When generating files, you should never use PrintStream or PrintWriter. It is tempting but these two have many bugs (like close() doesn't flush(), violating their API contract) plus they use platform dependent line endings which is almost never what you want. Yes, it might work by accident but trust me on this, that's not what you want. You don't want you pay check filed on accident, either, right?
If you don't use PrintStream nor PrintWriter, then avoid the System property line.separator for the same reasons.
I suggest to wrote a helper class which has many of the methods of PrintStream / PrintWriter but none of the bugs.

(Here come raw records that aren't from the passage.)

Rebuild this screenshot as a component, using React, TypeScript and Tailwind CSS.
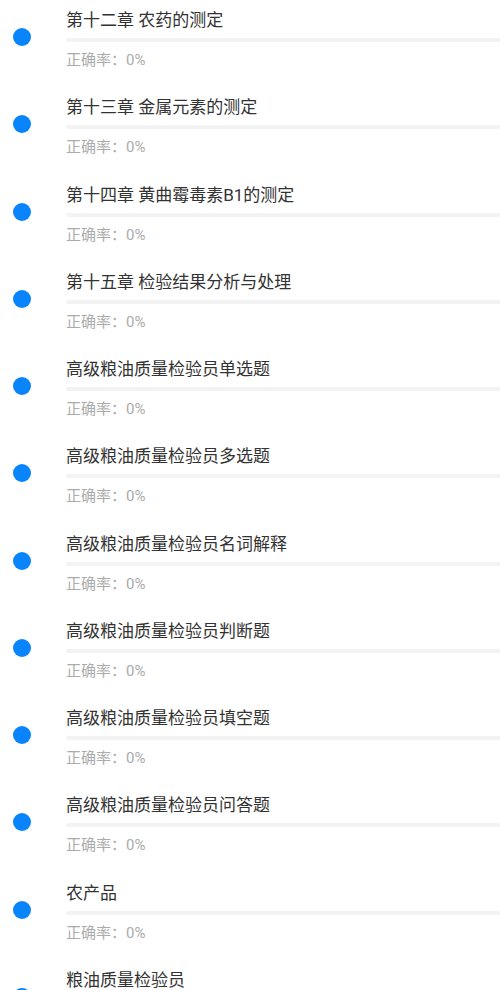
const chapters = [
  "第十二章 农药的测定",
  "第十三章 金属元素的测定",
  "第十四章 黄曲霉毒素B1的测定",
  "第十五章 检验结果分析与处理",
  "高级粮油质量检验员单选题",
  "高级粮油质量检验员多选题",
  "高级粮油质量检验员名词解释",
  "高级粮油质量检验员判断题",
  "高级粮油质量检验员填空题",
  "高级粮油质量检验员问答题",
  "农产品",
  "粮油质量检验员",
];

// one chapter row: blue dot, title, empty progress track, accuracy label
function ChapterRow({ title }: { title: string }) {
  return (
    <div className="flex h-[87.27px] shrink-0">
      <div className="flex w-[66px] shrink-0 justify-start pl-[13px] pt-[28px]">
        <span className="block h-[18px] w-[18px] rounded-full bg-[#0a84fb]" />
      </div>
      <div className="flex min-w-0 flex-1 flex-col">
        <p className="mt-[8px] whitespace-nowrap text-[17px] leading-[24px] text-[#333333]">{title}</p>
        <div className="mt-[6px] h-[4px] w-full rounded-l-full bg-[#f3f3f3]" />
        <p className="mt-[8px] text-[15px] leading-[20px] text-[#ababab]">正确率：0%</p>
      </div>
    </div>
  );
}

export default function App() {
  return (
    <div className="flex h-[990px] w-[500px] flex-col overflow-hidden bg-white font-['Roboto','Noto_Sans_CJK_SC',sans-serif]">
      {chapters.map((c) => (
        <ChapterRow key={c} title={c} />
      ))}
    </div>
  );
}
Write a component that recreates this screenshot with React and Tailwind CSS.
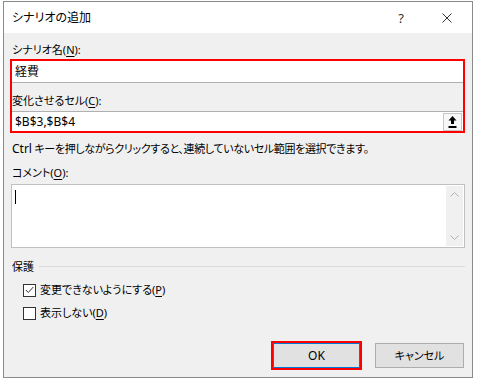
export default function App() {
  return (
    <div className="w-[478px] h-[380px] bg-white pt-[1px] pl-[3px] text-[11px] leading-[16px] text-[#000] [font-family:'Noto_Sans','Noto_Sans_CJK_JP',sans-serif] [font-feature-settings:'palt']">
      <div className="w-[470px] h-[377px] border border-[#8a8a8a] bg-[#f0f0f0] flex flex-col">
        {/* title bar */}
        <div className="h-[31px] bg-white flex items-center">
          <span className="pl-[8px] text-[12px]">シナリオの追加</span>
          <span className="ml-auto w-[10px] text-center text-[13px] text-[#333]">?</span>
          <svg className="ml-[36px] mr-[20px]" width="10" height="10" viewBox="0 0 10 10">
            <path d="M0.5 0.5 L9.5 9.5 M9.5 0.5 L0.5 9.5" stroke="#333" strokeWidth="1" fill="none" />
          </svg>
        </div>
        {/* body */}
        <div className="pl-[6px] flex flex-col">
          <div className="mt-[9px] pl-[2px] h-[16px]">
            シナリオ名(<span className="underline underline-offset-2">N</span>):
          </div>
          <div className="mt-[1px] w-[455px] border-2 border-[#f00] flex flex-col">
            <div className="h-[22px] bg-white border-b border-[#b0b0b0] flex items-center pl-[3px] text-[12px]">経費</div>
            <div className="h-[28px] pt-[10px]">
              変化させるセル(<span className="underline underline-offset-2">C</span>):
            </div>
            <div className="h-[20px] bg-white border-t border-[#b0b0b0] flex items-center">
              <span className="pl-[3px] text-[12px]">$B$3,$B$4</span>
              <div className="ml-auto mr-[1px] w-[19px] h-[18px] border border-[#c8c8c8] bg-[#f7f7f7] flex items-center justify-center">
                <svg width="9" height="12" viewBox="0 0 9 12">
                  <path d="M4.5 0 L8.5 4.5 L6 4.5 L6 8 L3 8 L3 4.5 L0.5 4.5 Z" fill="#000" />
                  <rect x="0.5" y="10" width="8" height="2" fill="#000" />
                </svg>
              </div>
            </div>
          </div>
          <div className="mt-[8px] pl-[2px] h-[16px] whitespace-nowrap tracking-[-0.35px]">
            <span className="text-[12px] tracking-normal">Ctrl</span> キーを押しながらクリックすると、連続していないセル範囲を選択できます。
          </div>
          <div className="mt-[8px] pl-[2px] h-[16px]">
            コメント(<span className="underline underline-offset-2">O</span>):
          </div>
          <div className="mt-[3px] ml-[1px] w-[454px] h-[64px] bg-white border border-[#c0c0c0] flex">
            <div className="mt-[5px] ml-[3px] w-px h-[14px] bg-black" />
            <div className="ml-auto mr-px my-px w-[17px] bg-[#f0f0f0] flex flex-col items-center justify-between py-[6px]">
              <svg width="9" height="5" viewBox="0 0 9 5">
                <path d="M0.5 4.5 L4.5 0.5 L8.5 4.5" stroke="#b0b0b0" fill="none" />
              </svg>
              <svg width="9" height="5" viewBox="0 0 9 5">
                <path d="M0.5 0.5 L4.5 4.5 L8.5 0.5" stroke="#b0b0b0" fill="none" />
              </svg>
            </div>
          </div>
          <div className="mt-[11px] pl-[2px] h-[16px] flex items-center w-[455px]">
            <span>保護</span>
            <div className="ml-[5px] flex-1 h-px bg-[#dcdcdc] mb-[2px]" />
          </div>
          <div className="mt-[7px] h-[16px] flex items-center pl-[13px]">
            <div className="w-[13px] h-[13px] border border-[#333] bg-white flex items-center justify-center">
              <svg width="9" height="8" viewBox="0 0 9 8">
                <path d="M0.8 4 L3.3 6.5 L8.3 1" stroke="#333" strokeWidth="1" fill="none" />
              </svg>
            </div>
            <span className="ml-[4px]">
              変更できないようにする(<span className="underline underline-offset-2">P</span>)
            </span>
          </div>
          <div className="mt-[7px] h-[16px] flex items-center pl-[13px]">
            <div className="w-[13px] h-[13px] border border-[#333] bg-white" />
            <span className="ml-[4px]">
              表示しない(<span className="underline underline-offset-2">D</span>)
            </span>
          </div>
          <div className="mt-[20px] flex items-center justify-end pr-[8px]">
            <div className="border-2 border-[#f00]">
              <div className="w-[87px] h-[25px] bg-[#e1e1e1] border border-[#0078d7] flex items-center justify-center text-[12px]">
                OK
              </div>
            </div>
            <div className="ml-[13px] w-[89px] h-[25px] bg-[#e1e1e1] border border-[#adadad] flex items-center justify-center">
              キャンセル
            </div>
          </div>
        </div>
      </div>
    </div>
  );
}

Plus it should allow you to set the line delimiter to whatever you need.
Note: If you use a Writer, make sure you also specify the charset / encoding or the "UTF-8 to bytes" conversion will be as random as the line endings.
What can cause Notepad++ to make new lines as CRLF in one file and only LF in the other?
Both files were created at the same folder from the same OS and no modifications to Notepad++ preferences were made, AFAIK... Is there any option in Notepad++ that changes how new lines are defined?
Go to Edit->EOL Conversion -- change setting to Windows Format or Unix Format or Old Mac Format (depending on your prefernces)
I am using a perl script to read in a file, but I'm not sure what encoding the file is in. Basically, my file is a list of book titles, but each book has other info associated with it (author, publication date, etc). So each book title is within a discrete chunk of data for the book. So I iterate through the file line by line until I find the regular expression '/Book Title: (.*)/' and take what's in the paren. Then, I create a separate .txt file with the name of the text file being my book. However, in my unix server, when I look at the name of the file, it's actually not, for example, 'LordOfTheFlies.txt' but rather 'LordOfTheFlies^M.txt'
What is this '^M'? Is that a weird end of line encoding I'm not taking into account? I tried chomp but it doesn't seem to be working. What is the best file encoding for working with perl?
It's the additional carriage return character that Windows systems insert before line feed characters (M == 13th letter, hence ASCII 13 is visualised as ^M).
It has nothing to do with file encoding, it's just the line ending policy biting you. Perl is usually good at handling line ending characters correctly, but if they occur somewhere else than the end of a line you have to do it yourself. You can use s/\r// instead of chomp() to get them out.
Before processing the file, you need to know the encoding of the file, which is determined by the producer of the file.
That "^M" is control-M, which is a carriage return, and is not needed in Unix file systems.Looks like the file is created in Unix and transferred to Windows. It can also be added with ftp when text file are transfered as binaries.
Try chop, instead of 'chomp'. Chomp removes the 'new line character'. s/\r// is also good.
For your general question, you might want to use appropriate module for the file type you have to make your life easier and better with Perl.